North America: The United States remains the second-largest feed-producing country globally, behind China. North America produces a third of the beef feed, five times that of the next-largest producer. The United States and Canada are two of the top horse feed producing countries. Feed prices in North America are lower than when compared to other regions.
Latin America: Brazil remained the leader in feed production for the region and third overall globally. Brazil, Mexico and Argentina account for almost 75% of regional feed production. Mexico leads the region in beef and layer feed production. Latin America as a region has had the third-highest growth rate over five years, seen primarily in aquaculture, horses and pets.
Europe: Tied with Asia-Pacific for the fastest-growing regions, Europe saw a 3% feed tonnage growth, resulting from increases in pig, broiler and aquafeed production. The region was led by Russia with 37.6 million tonnes produced. Russia increased its estimated pig feed, including more private production. Russian broiler feed production also increased by 3%, while Ukraine, Romania, the U.K. and Belgium also reported higher numbers, supporting growth in the European region. Europe is the top pet food producing region.
Asia-Pacific: The Asia-Pacific region accounts for more than 35% of the world’s feed tonnage. China remained the top feed-producing country in the world with 186.86 million tonnes, a slight decline in overall feed production compared to last year. Asia-Pacific increased by 3% over the 2016 results, primarily due to increases in pig and pet food production. Vietnam grew 4% over the past year and is the second-highest producer of pig and aquafeed in the Asia-Pacific region. About 70% of all aquafeed and 44% of all layer feed is produced in Asia-Pacific countries.
Africa: Africa remains the fastest growing region in the world for dairy and broiler feeds. With a regional average growth rate of nearly 30% over the last five years, it did not show growth in 2017. Pig, dairy, layer and boiler feed production increased, while decreases occurred in beef and aquaculture. Also, on average, Africa is the most expensive region for feeding pigs, layers and broilers. Smaller countries such as Botswana and Mozambique led the growth for pig, dairy, layer and broiler feeds. Beef feed production decreases were reflected in countries such as Zambia and Morocco. While many African nations showed a small increase in aquaculture feed production, the region overall was down primarily because of lower reported feed production in Egypt, which has now been surpassed by Nigeria.

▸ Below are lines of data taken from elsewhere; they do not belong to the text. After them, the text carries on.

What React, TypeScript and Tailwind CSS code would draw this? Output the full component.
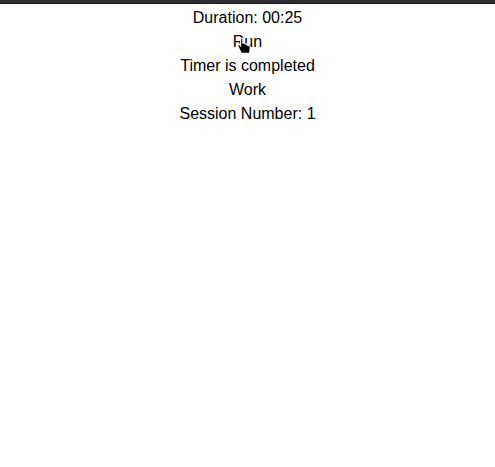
import React from "react";

const HandCursor = () => (
    <svg
        width="16"
        height="18"
        viewBox="0 0 14 16"
        className="absolute left-[3px] top-[7px]"
    >
        <path
            d="M4 1.5 L4 8 L3 7 Q1.5 6 1.5 8 L4.5 14.5 L12 14.5 L12.5 9 Q12.5 7.5 11 7.5 L10.5 7.5 Q10 6.5 9 6.5 Q8.5 5.5 7.5 5.5 L6 5.5 L6 1.5 Q5 0.5 4 1.5 Z"
            fill="#000"
            stroke="#fff"
            strokeWidth="1"
        />
    </svg>
);

const App = () => {
    return (
        <div className="w-full min-h-screen bg-white font-['Liberation_Sans',Arial,sans-serif] text-black">
            <div className="h-[4px] bg-[#2e2c2f] border-b border-[#1a1820]" />
            <div className="flex flex-col items-center text-base leading-6 pt-[2px]">
                <p>Duration: 00:25</p>
                <div className="relative">
                    <button className="cursor-pointer">Run</button>
                    <HandCursor />
                </div>
                <p>Timer is completed</p>
                <p>Work</p>
                <p>Session Number: 1</p>
            </div>
        </div>
    );
};

export default App;
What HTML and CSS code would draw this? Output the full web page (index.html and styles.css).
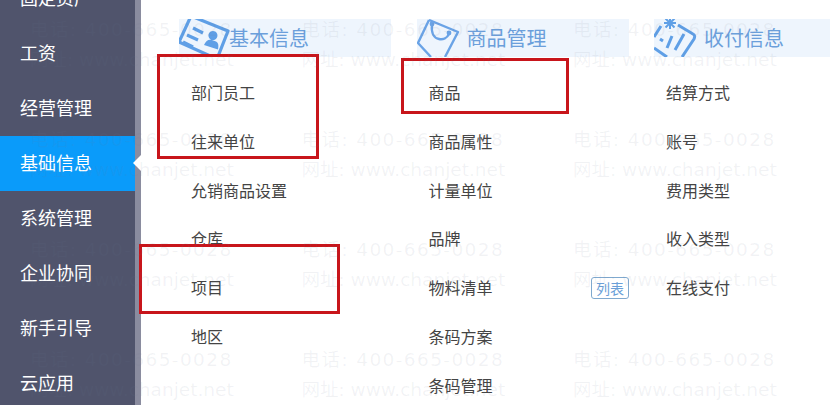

In the poultry industry, broiler feed production increased across all regions, with the largest growth found in Africa with 10% and Europe with 7%. Romania, Russia and Ukraine all reported steady growth, contributing to Europe’s overall production, while Africa’s growth came primarily from Egypt, Uganda and Mozambique.
Global leaders in pork production, China and Russia, led the way in pig feed production in 2017. Many smaller African countries, particularly Kenya, Tanzania, Mozambique, Uganda and Namibia, also showed increases.
Global dairy feed production saw growth across all regions. Europe, a global leader in dairy production, grew on average by approximately 2%. Africa as a region saw the largest dairy feed production increase by 10%.
Beef feed production reported an overall global decline of approximately 1%, primarily in regions such as Latin America, Africa and Europe. This global downward trend generally has been felt by the industry for some time as more consumers turn to “white” meats such as chicken, pork and fish.
Overall aquaculture feeds showed a slight increase, particularly in the European and Asia-Pacific regions. China reported a decline of 5% this year and in 2016, which could be linked to government controls on feeding practices and food safety, such as the administration of antibiotics.